The oxygen feed to the burners encourages complete combustion of the waste.

An additional catalytic burner (not depicted), also fed with oxygen, also allows dioxin molecules to be broken down and the elimination of any unburnt matter.

The means just described for separating the air into oxygen and nitrogen is used in preference for high-capacity incinerators according to the invention.

For incinerators according to the invention, but which are of low capacity, it maybe preferable to use air separators operating using membrane filters to separate the oxygen and the nitrogen, this type of separator making it possible to obtain the oxygen and the nitrogen directly in gaseous form.

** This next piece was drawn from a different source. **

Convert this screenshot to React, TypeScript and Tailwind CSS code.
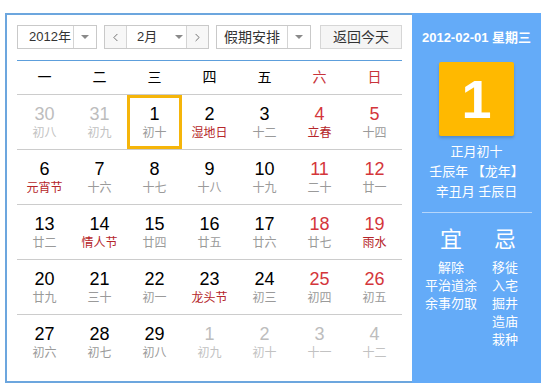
import React from 'react';
import { ChevronLeft, ChevronRight } from 'lucide-react';

type Day = { n: number; sub: string; kind?: 'other' | 'fest'; weekend?: boolean; sel?: boolean };

const weeks: Day[][] = [
  [
    { n: 30, sub: '初八', kind: 'other' },
    { n: 31, sub: '初九', kind: 'other' },
    { n: 1, sub: '初十', sel: true },
    { n: 2, sub: '湿地日', kind: 'fest' },
    { n: 3, sub: '十二' },
    { n: 4, sub: '立春', kind: 'fest', weekend: true },
    { n: 5, sub: '十四', weekend: true },
  ],
  [
    { n: 6, sub: '元宵节', kind: 'fest' },
    { n: 7, sub: '十六' },
    { n: 8, sub: '十七' },
    { n: 9, sub: '十八' },
    { n: 10, sub: '十九' },
    { n: 11, sub: '二十', weekend: true },
    { n: 12, sub: '廿一', weekend: true },
  ],
  [
    { n: 13, sub: '廿二' },
    { n: 14, sub: '情人节', kind: 'fest' },
    { n: 15, sub: '廿四' },
    { n: 16, sub: '廿五' },
    { n: 17, sub: '廿六' },
    { n: 18, sub: '廿七', weekend: true },
    { n: 19, sub: '雨水', kind: 'fest', weekend: true },
  ],
  [
    { n: 20, sub: '廿九' },
    { n: 21, sub: '三十' },
    { n: 22, sub: '初一' },
    { n: 23, sub: '龙头节', kind: 'fest' },
    { n: 24, sub: '初三' },
    { n: 25, sub: '初四', weekend: true },
    { n: 26, sub: '初五', weekend: true },
  ],
  [
    { n: 27, sub: '初六' },
    { n: 28, sub: '初七' },
    { n: 29, sub: '初八' },
    { n: 1, sub: '初九', kind: 'other' },
    { n: 2, sub: '初十', kind: 'other' },
    { n: 3, sub: '十一', kind: 'other', weekend: true },
    { n: 4, sub: '十二', kind: 'other', weekend: true },
  ],
];

const weekdays = ['一', '二', '三', '四', '五', '六', '日'];

const Caret = () => (
  <span className="w-0 h-0 border-x-[4px] border-x-transparent border-t-[4px] border-t-[#8a8a8a]" />
);

const DayCell: React.FC<{ d: Day }> = ({ d }) => {
  const numColor = d.kind === 'other' ? 'text-[#bdbdbd]' : d.weekend ? 'text-[#d4363b]' : 'text-black';
  const subColor = d.kind === 'other' ? 'text-[#c2c2c2]' : d.kind === 'fest' ? 'text-[#b5262a]' : 'text-[#9a9a9a]';
  return (
    <div
      className={`h-[54px] flex flex-col items-center ${
        d.sel ? 'border-[3px] border-[#f5b50a] pt-[6px]' : 'pt-[9px]'
      }`}
    >
      <span className={`text-[18px] leading-[20px] ${numColor}`}>{d.n}</span>
      <span className={`text-[12px] leading-[16px] mt-[1px] ${subColor}`}>{d.sub}</span>
    </div>
  );
};

export default function App() {
  return (
    <div
      className="w-[541px] h-[383px] overflow-hidden bg-white"
      style={{ fontFamily: '"Liberation Sans", "Noto Sans CJK SC", sans-serif' }}
    >
      <div className="ml-[5px] mt-[13px] flex">
        {/* Calendar body */}
        <div className="w-[407px] border-l-2 border-t-2 border-b-2 border-[#6ca6de] pt-[10px] px-[10px] pb-[11px]">
          <div className="flex items-center h-[24px] text-[#333]">
            <div className="w-[80px] h-[24px] flex border border-[#c9c9c9] bg-white">
              <div className="w-[55px] flex items-center pl-[11px] text-[13px]">2012年</div>
              <div className="flex-1 flex items-center justify-center border-l border-[#d4d4d4]">
                <Caret />
              </div>
            </div>
            <div className="ml-[7px] w-[105px] h-[24px] flex border border-[#c9c9c9] bg-white">
              <div className="w-[22px] flex items-center justify-center border-r border-[#d4d4d4] bg-[#f7f7f7]">
                <ChevronLeft size={13} strokeWidth={1.5} className="text-[#555]" />
              </div>
              <div className="w-[59px] flex items-center pl-[10px] text-[13px]">
                <span>2月</span>
                <span className="ml-[18px] flex">
                  <Caret />
                </span>
              </div>
              <div className="flex-1 flex items-center justify-center border-l border-[#d4d4d4] bg-[#f7f7f7]">
                <ChevronRight size={13} strokeWidth={1.5} className="text-[#555]" />
              </div>
            </div>
            <div className="ml-[7px] w-[95px] h-[24px] flex border border-[#c9c9c9] bg-white">
              <div className="w-[70px] flex items-center justify-center text-[14px]">假期安排</div>
              <div className="flex-1 flex items-center justify-center border-l border-[#d4d4d4]">
                <Caret />
              </div>
            </div>
            <button className="ml-[9px] w-[82px] h-[24px] border border-[#d6d6d6] bg-[#f5f5f5] text-[14px] text-[#333]">
              返回今天
            </button>
          </div>

          <div className="mt-[11px] border-t border-[#5d9fdc]" />

          <div className="grid grid-cols-7 h-[34px] border-b border-[#cccccc] text-[14px]">
            {weekdays.map((w, i) => (
              <div
                key={w}
                className={`flex items-center justify-center ${i >= 5 ? 'text-[#c8333a]' : 'text-black'}`}
              >
                {w}
              </div>
            ))}
          </div>

          {weeks.map((row, ri) => (
            <div
              key={ri}
              className={`grid grid-cols-7 ${ri < weeks.length - 1 ? 'border-b border-[#cccccc]' : ''}`}
            >
              {row.map((d, ci) => (
                <DayCell key={ci} d={d} />
              ))}
            </div>
          ))}
        </div>

        {/* Side panel */}
        <div className="w-[129px] h-[370px] bg-[#64abf8] flex flex-col items-center text-white pt-[15px]">
          <div className="text-[13px] leading-[20px] font-bold">2012-02-01 星期三</div>
          <div className="mt-[14px] w-[75px] h-[74px] bg-[#ffb900] rounded-[2px] shadow-[0_2px_3px_rgba(0,0,0,0.18)] flex items-center justify-center">
            <span className="text-[54px] leading-none font-bold">1</span>
          </div>
          <div className="mt-[6px] flex flex-col items-center text-[13px] leading-[20px]">
            <span>正月初十</span>
            <span>壬辰年 【龙年】</span>
            <span>辛丑月 壬辰日</span>
          </div>
          <div className="mt-[10px] w-[110px] border-t border-[#b5d6fb]" />
          <div className="mt-[14px] w-full pl-[12px] flex">
            <div className="w-[54px] flex flex-col items-center">
              <span className="text-[22px] leading-[26px]">宜</span>
              <div className="mt-[6px] flex flex-col items-center text-[13px] leading-[18px]">
                <span>解除</span>
                <span>平治道涂</span>
                <span>余事勿取</span>
              </div>
            </div>
            <div className="w-[54px] flex flex-col items-center">
              <span className="text-[22px] leading-[26px]">忌</span>
              <div className="mt-[6px] flex flex-col items-center text-[13px] leading-[18px]">
                <span>移徙</span>
                <span>入宅</span>
                <span>掘井</span>
                <span>造庙</span>
                <span>栽种</span>
              </div>
            </div>
          </div>
        </div>
      </div>
    </div>
  );
}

The advantages afforded by this novel type of incinerator are as follows:

    • to incinerate the same amount of waste, the volume of the incinerator is markedly lower than that of the incinerators currently in use,
    • the use of oxygen in place of air reduces the volume of oxidizer by the 79% of nitrogen contained in atmospheric air. High-pressure operation within the incinerator speeds up the rate of combustion of waste in the presence of oxygen, the absence of nitrogen allowing direct contact with the oxidizer,
    • the recuperation of the nitrogen from the separation of air makes it possible in high-capacity incinerators to produce energy using the recuperation turbines coupled to an electric generator,
    • because the incinerator operates under pressure, the combustion gases produce energy through the use of recuperation turbines each coupled to an electric generator,
    • given the operating characteristics of this novel type of incinerator, the investment required to incinerate the same amount of waste is lower than that required with present-day incinerators,
    • the closed-circuit operation achieved thanks to the recirculation of the oxidized gases avoids any discharge of gas into the atmosphere,
    • the plant can incinerate all kinds of waste including asbestos and drilling sludge for example.